His question slashed through to her own misgivings. She took her hand away from the knife, asked: “Why do you say my brother was destroying himself?”
“Oh, come now, child! Where are these vaunted powers? Have you no ability to reason?”
Controlling anger, she said: “Reason
for
me, mentat.”
“Very well.” He glanced around at their escort, returned his attention to their course. The plain of Arrakeen was beginning to show beyond the northern rim of the Shield Wall. The pattern of the pan and graben villages remained indistinct beneath a dust pall, but the distant gleam of Arrakeen could be discerned.
“Symptoms,” he said. “Your brother keeps an official Panegyrist who—”
“Who was a gift of the Fremen Naibs!”
“An odd gift from friends,” he said. “Why would they surround him with flattery and servility? Have you really listened to this Panegyrist?
‘The people are illuminated by Muad’dib. The Umma Regent, our Emperor, came out of darkness to shine resplendently upon all men. He is our Sire. He is precious water from an endless fountain. He spills joy for all the universe to drink,’
Pah!”
Speaking softly, Alia said: “If I but repeated your words for our Fremen escort, they’d hack you into bird feed.”
“Then tell them.”
“My brother rules by the natural law of heaven!”
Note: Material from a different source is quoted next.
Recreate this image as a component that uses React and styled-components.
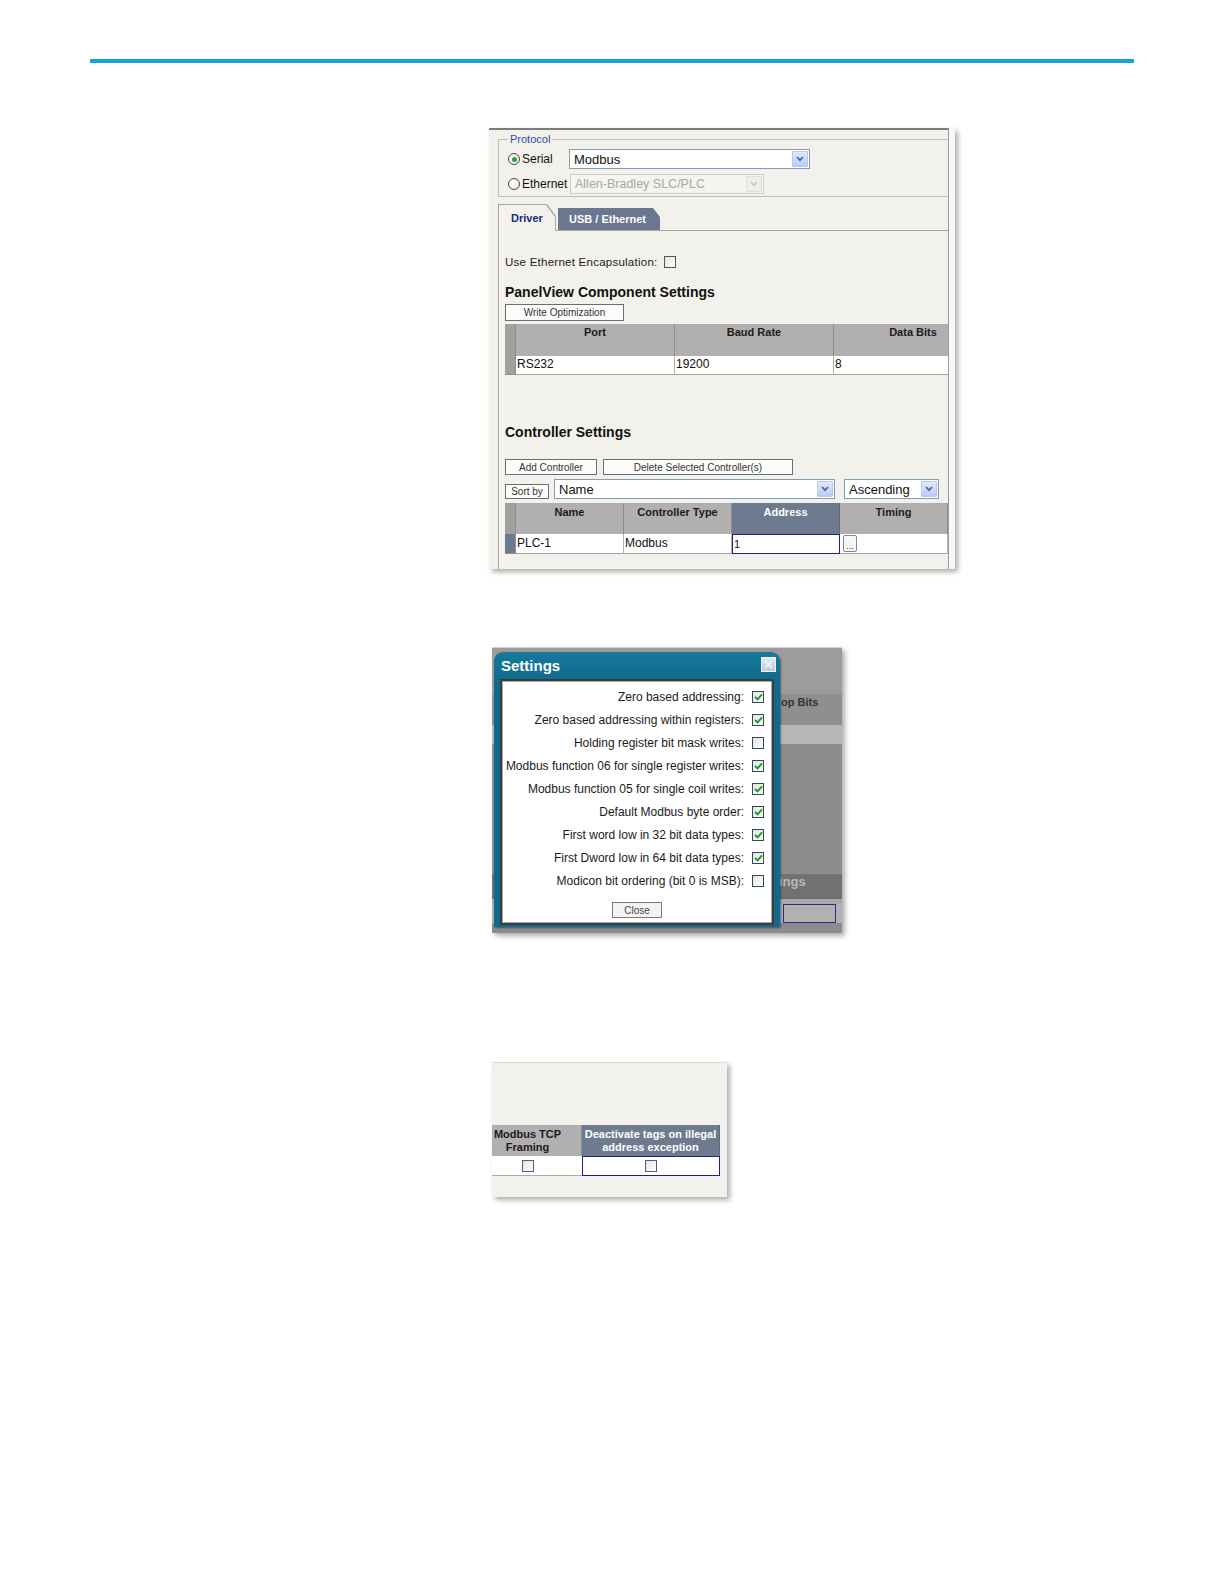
import React from "react";
import styled, { createGlobalStyle } from "styled-components";

const GlobalStyle = createGlobalStyle`
  html, body { margin: 0; padding: 0; background: #ffffff; }
  body { font-family: "Liberation Sans", Arial, sans-serif; color: #111; }
  * { box-sizing: border-box; }
`;

const Page = styled.div`
  width: 1224px;
  min-height: 1584px;
  padding-top: 59px;
  background: #fff;
`;

const Rule = styled.div`
  margin-left: 90px;
  width: 1044px;
  height: 4px;
  background: #17a5d8;
`;

const Figures = styled.div`
  display: flex;
  flex-direction: column;
  align-items: flex-start;
`;

const Shot = styled.div`
  position: relative;
  flex-shrink: 0;
  overflow: hidden;
  width: ${p => p.$w}px;
  height: ${p => p.$h}px;
  margin-top: ${p => p.$top}px;
  margin-left: ${p => p.$left}px;
  background: ${p => p.$bg || "#f3f1ec"};
  box-shadow: 3px 3px 5px rgba(0, 0, 0, 0.32);
`;

/* ---------- shot 1 : protocol / driver ---------- */

const Frame = styled.div`
  width: 460px;
  height: 100%;
  background: #f3f1ec;
  border-top: 2px solid #7c7c7c;
  border-right: 1px solid #9d9b96;
  display: flex;
  flex-direction: column;
  align-items: flex-start;
  overflow: hidden;
`;

const Fieldset = styled.fieldset`
  flex-shrink: 0;
  width: 470px;
  min-width: 0;
  margin: 2px 0 0 9px;
  padding: 0 0 2px 9px;
  border: 1px solid #bfbdb6;
  border-right: none;
`;

const Legend = styled.legend`
  font-size: 11px;
  line-height: 14px;
  color: #2a4ea8;
  padding: 0 2px;
`;

const FieldRow = styled.div`
  display: flex;
  align-items: center;
  height: 20px;
  margin-top: ${p => p.$mt}px;
`;

const RadioLabel = styled.label`
  display: flex;
  align-items: center;
  gap: 2px;
  width: 61px;
  font-size: 12px;
  color: #111;
`;

const RadioDot = styled.span`
  width: 12px;
  height: 12px;
  border-radius: 50%;
  border: 1px solid #4a4a4a;
  background: radial-gradient(circle at 40% 40%, #ffffff, #e4e3de);
  display: flex;
  align-items: center;
  justify-content: center;

  &::after {
    content: "";
    width: 5px;
    height: 5px;
    border-radius: 50%;
    background: ${p => (p.$on ? "#2f9f36" : "transparent")};
  }
`;

const SelectBox = styled.div`
  width: ${p => p.$w}px;
  height: 20px;
  margin-left: ${p => p.$ml || 0}px;
  display: flex;
  align-items: center;
  justify-content: space-between;
  padding: 0 1px 0 4px;
  border: 1px solid ${p => (p.$disabled ? "#cfccc3" : "#7f9db9")};
  background: ${p => (p.$disabled ? "#f5f4ef" : "#ffffff")};
  color: ${p => (p.$disabled ? "#a9a79f" : "#111")};
  font-size: ${p => p.$fs || 12.5}px;
  flex-shrink: 0;
`;

const ArrowBox = styled.span`
  width: 16px;
  height: 16px;
  display: flex;
  align-items: center;
  justify-content: center;
  border: 1px solid ${p => (p.$disabled ? "#e0ddd6" : "#b6c8ee")};
  background: ${p =>
    p.$disabled ? "#efeee9" : "linear-gradient(#e2eafd, #b8cbf4)"};
  border-radius: 1px;
`;

const Select = ({ w, ml, fs, disabled, children }) => (
  <SelectBox $w={w} $ml={ml} $fs={fs} $disabled={disabled}>
    <span>{children}</span>
    <ArrowBox $disabled={disabled}>
      <svg width="8" height="6" viewBox="0 0 8 6">
        <path
          d="M1 1 L4 4.2 L7 1"
          stroke={disabled ? "#c9c7c1" : "#4964a6"}
          strokeWidth="1.7"
          fill="none"
        />
      </svg>
    </ArrowBox>
  </SelectBox>
);

const TabBar = styled.div`
  flex-shrink: 0;
  width: 470px;
  height: 27px;
  margin: 7px 0 0 9px;
  display: flex;
  align-items: flex-end;
  border-bottom: 1px solid #a8a6a0;
`;

const ActiveTabEdge = styled.div`
  position: relative;
  z-index: 1;
  width: 58px;
  height: 27px;
  margin-bottom: -1px;
  padding: 1px 1px 0 1px;
  background: #a8a6a0;
  clip-path: polygon(0 0, calc(100% - 9px) 0, 100% 12px, 100% 100%, 0 100%);
`;

const ActiveTabFace = styled.div`
  height: 100%;
  display: flex;
  align-items: center;
  padding-left: 12px;
  background: #f3f1ec;
  clip-path: polygon(0 0, calc(100% - 9px) 0, 100% 12px, 100% 100%, 0 100%);
  font-size: 11px;
  font-weight: bold;
  color: #1d2a7c;
`;

const Tab = styled.div`
  width: 102px;
  height: 22px;
  margin-left: 2px;
  display: flex;
  align-items: center;
  padding-left: 11px;
  background: #6b768f;
  clip-path: polygon(0 0, calc(100% - 7px) 0, 100% 9px, 100% 100%, 0 100%);
  font-size: 11px;
  font-weight: bold;
  color: #ffffff;
`;

const Panel = styled.div`
  flex: 1;
  flex-shrink: 0;
  width: 470px;
  margin-left: 9px;
  padding-left: 6px;
  border-left: 1px solid #a8a6a0;
  display: flex;
  flex-direction: column;
  align-items: flex-start;
`;

const InlineRow = styled.div`
  display: flex;
  align-items: ${p => p.$align || "center"};
  gap: ${p => p.$gap || 0}px;
  margin-top: ${p => p.$mt}px;
  height: ${p => p.$h}px;
  font-size: 11.5px;
  letter-spacing: ${p => p.$ls || 0}px;
  color: #1a1a1a;
`;

const Box = styled.span`
  width: 12px;
  height: 12px;
  flex-shrink: 0;
  display: inline-flex;
  align-items: center;
  justify-content: center;
  border: 1px solid ${p => p.$border || "#555"};
  background: linear-gradient(135deg, #e3e3e0, #ffffff);
`;

const Checkbox = ({ checked, border }) => (
  <Box $border={border}>
    {checked && (
      <svg width="9" height="8" viewBox="0 0 9 8">
        <path d="M1 4 L3.6 6.4 L8 1.4" stroke="#1f9a25" strokeWidth="2" fill="none" />
      </svg>
    )}
  </Box>
);

const SectionTitle = styled.div`
  margin-top: ${p => p.$mt}px;
  font-size: 14px;
  line-height: 17px;
  font-weight: bold;
  color: #111;
`;

const PlainButton = styled.div`
  width: ${p => p.$w}px;
  height: ${p => p.$h}px;
  margin-top: ${p => p.$mt || 0}px;
  flex-shrink: 0;
  display: flex;
  align-items: center;
  justify-content: center;
  border: 1px solid #6d6d6d;
  background: #fcfcfc;
  font-size: 10px;
  letter-spacing: 0;
  color: #333;
`;

const Grid = styled.div`
  flex-shrink: 0;
  margin-top: ${p => p.$mt}px;
  display: grid;
  grid-template-columns: ${p => p.$cols};
  grid-template-rows: ${p => p.$head}px ${p => p.$row}px;
  width: max-content;
`;

const HeadCell = styled.div`
  background: ${p => (p.$active ? "#6e7a8f" : "#b1afaf")};
  color: ${p => (p.$active ? "#ffffff" : "#1b1b1b")};
  border-right: 1px solid ${p => (p.$active ? "#5d6a80" : "#8f8d8d")};
  font-size: 11px;
  font-weight: bold;
  line-height: ${p => p.$lh || 14}px;
  padding-top: ${p => p.$pt || 1}px;
  text-align: center;
`;

const Indicator = styled.div`
  background: ${p => p.$color};
  border-right: 1px solid #8f8d8d;
  border-bottom: ${p => (p.$row ? "1px solid #8f8d8d" : "none")};
`;

const Cell = styled.div`
  background: #ffffff;
  border-right: 1px solid #b3b1b1;
  border-bottom: 1px solid #a7a5a5;
  font-size: 12px;
  line-height: ${p => p.$lh || 17}px;
  padding-left: 1px;
  color: #111;
`;

const EditCell = styled.div`
  background: #ffffff;
  border: 1px solid #1f1f87;
  font-size: 11px;
  line-height: 18px;
  padding-left: 1px;
`;

const CenterCell = styled.div`
  display: flex;
  align-items: center;
  justify-content: center;
  background: #ffffff;
  border: ${p => (p.$edit ? "1px solid #1f1f87" : "none")};
  border-bottom: 1px solid ${p => (p.$edit ? "#1f1f87" : "#aaa8a8")};
`;

const EllipsisButton = styled.span`
  display: inline-flex;
  align-items: flex-end;
  justify-content: center;
  width: 14px;
  height: 17px;
  margin: 1px 0 0 2px;
  border: 1px solid #7b8aa2;
  border-radius: 2px;
  background: #f6f6f6;
  font-size: 9px;
  line-height: 10px;
  color: #333;
`;

const ProtocolShot = () => (
  <Shot $w={466} $h={441} $top={65} $left={489} $bg="#f8f8f6">
    <Frame>
      <Fieldset>
        <Legend>Protocol</Legend>
        <FieldRow $mt={3}>
          <RadioLabel>
            <RadioDot $on />
            Serial
          </RadioLabel>
          <Select w={241} fs={13}>Modbus</Select>
        </FieldRow>
        <FieldRow $mt={5}>
          <RadioLabel>
            <RadioDot />
            Ethernet
          </RadioLabel>
          <Select w={194} ml={1} disabled>
            Allen-Bradley SLC/PLC
          </Select>
        </FieldRow>
      </Fieldset>

      <TabBar>
        <ActiveTabEdge>
          <ActiveTabFace>Driver</ActiveTabFace>
        </ActiveTabEdge>
        <Tab>USB / Ethernet</Tab>
      </TabBar>

      <Panel>
        <InlineRow $mt={24} $h={14} $gap={6} $ls={0.25}>
          Use Ethernet Encapsulation:
          <Checkbox />
        </InlineRow>

        <SectionTitle $mt={15}>PanelView Component Settings</SectionTitle>
        <PlainButton $w={119} $h={17} $mt={3}>
          Write Optimization
        </PlainButton>

        <Grid $mt={3} $cols="11px 159px 159px 159px" $head={32} $row={19}>
          <Indicator $color="#a2a0a0" />
          <HeadCell>Port</HeadCell>
          <HeadCell>Baud Rate</HeadCell>
          <HeadCell>Data Bits</HeadCell>
          <Indicator $color="#a2a0a0" $row />
          <Cell>RS232</Cell>
          <Cell>19200</Cell>
          <Cell>8</Cell>
        </Grid>

        <SectionTitle $mt={49}>Controller Settings</SectionTitle>
        <InlineRow $mt={18} $h={16} $gap={6}>
          <PlainButton $w={92} $h={16}>Add Controller</PlainButton>
          <PlainButton $w={190} $h={16}>Delete Selected Controller(s)</PlainButton>
        </InlineRow>
        <InlineRow $mt={4} $h={20} $align="flex-end">
          <PlainButton $w={44} $h={15}>Sort by</PlainButton>
          <Select w={281} ml={5} fs={13}>Name</Select>
          <Select w={95} ml={9} fs={13}>Ascending</Select>
        </InlineRow>

        <Grid $mt={4} $cols="11px 108px 108px 108px 108px 60px" $head={31} $row={20}>
          <Indicator $color="#a2a0a0" />
          <HeadCell $pt={2}>Name</HeadCell>
          <HeadCell $pt={2}>Controller Type</HeadCell>
          <HeadCell $pt={2} $active>Address</HeadCell>
          <HeadCell $pt={2}>Timing</HeadCell>
          <HeadCell $pt={2} />
          <Indicator $color="#6e7a8f" $row />
          <Cell $lh={18}>PLC-1</Cell>
          <Cell $lh={18}>Modbus</Cell>
          <EditCell>1</EditCell>
          <Cell $lh={18}>
            <EllipsisButton>...</EllipsisButton>
          </Cell>
          <Cell />
        </Grid>
      </Panel>
    </Frame>
  </Shot>
);

/* ---------- shot 2 : settings dialog ---------- */

const Backdrop = styled.div`
  display: flex;
  flex-direction: column;
  height: 100%;
`;

const Band = styled.div`
  flex-shrink: 0;
  height: ${p => p.$h}px;
  background: ${p => p.$bg};
  padding-left: ${p => p.$pl || 0}px;
  padding-top: ${p => p.$pt || 0}px;
  font-weight: bold;
  font-size: ${p => p.$fs || 11}px;
  line-height: 14px;
  color: ${p => p.$color || "#333"};
`;

const GhostInput = styled.div`
  width: 53px;
  height: 19px;
  margin-left: 291px;
  border: 1px solid #2b2b8c;
`;

const Dialog = styled.div`
  position: absolute;
  left: 2px;
  top: 5px;
  width: 286px;
  height: 275px;
  display: flex;
  flex-direction: column;
  background: linear-gradient(#17799c, #0f6a8c 30px);
  border-radius: 9px 9px 0 0;
  box-shadow: 1px 1px 2px rgba(0, 0, 0, 0.4);
`;

const TitleBar = styled.div`
  height: 27px;
  flex-shrink: 0;
  display: flex;
  align-items: center;
  justify-content: space-between;
  padding: 0 4px 0 7px;
`;

const DialogTitle = styled.span`
  font-size: 15px;
  font-weight: bold;
  color: #ffffff;
`;

const CloseBox = styled.span`
  width: 15px;
  height: 15px;
  margin-top: -2px;
  display: flex;
  align-items: center;
  justify-content: center;
  border: 1px solid #eef3f6;
  background: linear-gradient(#dfe7ec, #bccbd5);
`;

const DialogBody = styled.div`
  flex: 1;
  margin: 0 6px 2px 6px;
  padding: 4px 8px 5px 0;
  display: flex;
  flex-direction: column;
  background: #ffffff;
  border: 2px solid #3d3d3d;
  box-shadow: inset 0 0 0 1px #a7a7a7;
`;

const OptionRow = styled.div`
  height: 23px;
  display: flex;
  align-items: center;
  justify-content: flex-end;
  gap: 8px;
  font-size: 12px;
  color: #1a1a1a;
`;

const DialogButton = styled.div`
  align-self: center;
  width: 50px;
  height: 16px;
  margin-top: 10px;
  margin-left: 8px;
  display: flex;
  align-items: center;
  justify-content: center;
  border: 1px solid #7a7a7a;
  background: #f3f3f3;
  font-size: 10px;
  color: #444;
`;

const options = [
  ["Zero based addressing:", true],
  ["Zero based addressing within registers:", true],
  ["Holding register bit mask writes:", false],
  ["Modbus function 06 for single register writes:", true],
  ["Modbus function 05 for single coil writes:", true],
  ["Default Modbus byte order:", true],
  ["First word low in 32 bit data types:", true],
  ["First Dword low in 64 bit data types:", true],
  ["Modicon bit ordering (bit 0 is MSB):", false],
];

const SettingsShot = () => (
  <Shot $w={350} $h={286} $top={78} $left={492} $bg="#8e8e8e">
    <Backdrop>
      <Band $h={1} $bg="#d4d4d4" />
      <Band $h={46} $bg="#9c9c9c" />
      <Band $h={31} $bg="#8f8f8f" $pl={289} $pt={1}>op Bits</Band>
      <Band $h={19} $bg="#b7b7b7" />
      <Band $h={130} $bg="#8d8d8d" />
      <Band $h={25} $bg="#717171" $pl={287} $pt={1} $fs={13} $color="#b9b9b9">
        ings
      </Band>
      <Band $h={5} $bg="#a9a9a9" />
      <Band $h={19} $bg="#b1b1b1">
        <GhostInput />
      </Band>
      <Band $h={10} $bg="#8c8c8c" />
    </Backdrop>

    <Dialog>
      <TitleBar>
        <DialogTitle>Settings</DialogTitle>
        <CloseBox>
          <svg width="9" height="9" viewBox="0 0 9 9">
            <path d="M1 1 L8 8 M8 1 L1 8" stroke="#f4f7f9" strokeWidth="1.4" />
          </svg>
        </CloseBox>
      </TitleBar>
      <DialogBody>
        {options.map(([label, on]) => (
          <OptionRow key={label}>
            {label}
            <Checkbox checked={on} border="#30495c" />
          </OptionRow>
        ))}
        <DialogButton>Close</DialogButton>
      </DialogBody>
    </Dialog>
  </Shot>
);

/* ---------- shot 3 : tcp framing columns ---------- */

const TopEdge = styled.div`
  height: 1px;
  background: #dddbd6;
`;

const Columns = styled(Grid)`
  margin-top: 62px;
  margin-left: -18px;
`;

const TcpShot = () => (
  <Shot $w={235} $h={135} $top={129} $left={492}>
    <TopEdge />
    <Columns $cols="108px 138px" $head={31} $row={20}>
      <HeadCell $lh={13} $pt={3}>
        Modbus TCP
        <br />
        Framing
      </HeadCell>
      <HeadCell $lh={13} $pt={3} $active>
        Deactivate tags on illegal
        <br />
        address exception
      </HeadCell>
      <CenterCell>
        <Checkbox border="#4f6272" />
      </CenterCell>
      <CenterCell $edit>
        <Checkbox border="#4f6272" />
      </CenterCell>
    </Columns>
  </Shot>
);

export default function App() {
  return (
    <>
      <GlobalStyle />
      <Page>
        <Rule />
        <Figures>
          <ProtocolShot />
          <SettingsShot />
          <TcpShot />
        </Figures>
      </Page>
    </>
  );
}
“You don’t believe that, so why say it?”
“How do you know what I believe?” She experienced trembling that no Bene Gesserit powers could control. This ghola was having an effect she hadn’t anticipated.
“You commanded me to reason as a mentat,” he reminded her.
“No mentat knows what I believe!” She took two deep, shuddering breaths. “How dare you judge us?”
“Judge you? I don’t judge.”
“You’ve no idea how we were taught!”
“Both of you were taught to govern,” he said. “You were conditioned to an overweening thirst for power. You were imbued with a shrewd grasp of politics and a deep understanding for the uses of war and ritual. Natural law? What natural law? That myth haunts human history. Haunts! It’s a ghost. It’s insubstantial, unreal. Is your Jihad a natural law?”
“Mentat jabber,” she sneered.
“I’m a servant of the Atreides and I speak with candor,” he said.
“Servant? We’ve no servants; only disciples.”
“And I am a disciple of awareness,” he said. “Understand that, child, and you—”
“Don’t call me child!” she snapped. She slipped her crysknife half out of its sheath.
“I stand corrected.” He glanced at her, smiled, returned his attention to piloting the ’thopter. The cliffsided structure of the Atreides Keep could be made out now, dominating the northern suburbs of Arrakeen. “You are something ancient in flesh that is little more than a child,” he said. “And the flesh is disturbed by its new womanhood.”
“I don’t know why I listen to you,” she growled, but she let the crysknife fall back into its sheath, wiped her palm on her robe. The palm, wet with perspiration, disturbed her sense of Fremen frugality. Such a waste of the body’s moisture!
“You listen because you know I’m devoted to your brother,” he said. “My actions are clear and easily understood.”
“Nothing about you is clear and easily understood. You’re the most complex creature I’ve ever seen. How do I know what the Tleilaxu built into you?”
“By mistake or intent,” he said, “they gave me freedom to mold myself.”
“You retreat into Zensunni parables,” she accused. “The wise man molds himself—the fool lives only to die.” Her voice was heavy with mimicry. “Disciple of awareness!”
“Men cannot separate means and enlightenment,” he said.
“You speak riddles!”
“I speak to the opening mind.”
“I’m going to repeat all this to Paul.”
“He’s heard most of it already.”
She found herself overwhelmed by curiosity. “How is it you’re still alive … and free? What did he say?”
“He laughed. And he said, ‘People don’t want a bookkeeper for an Emperor; they want a master, someone who’ll protect them from change.’ But he agreed that destruction of his Empire arises from himself.”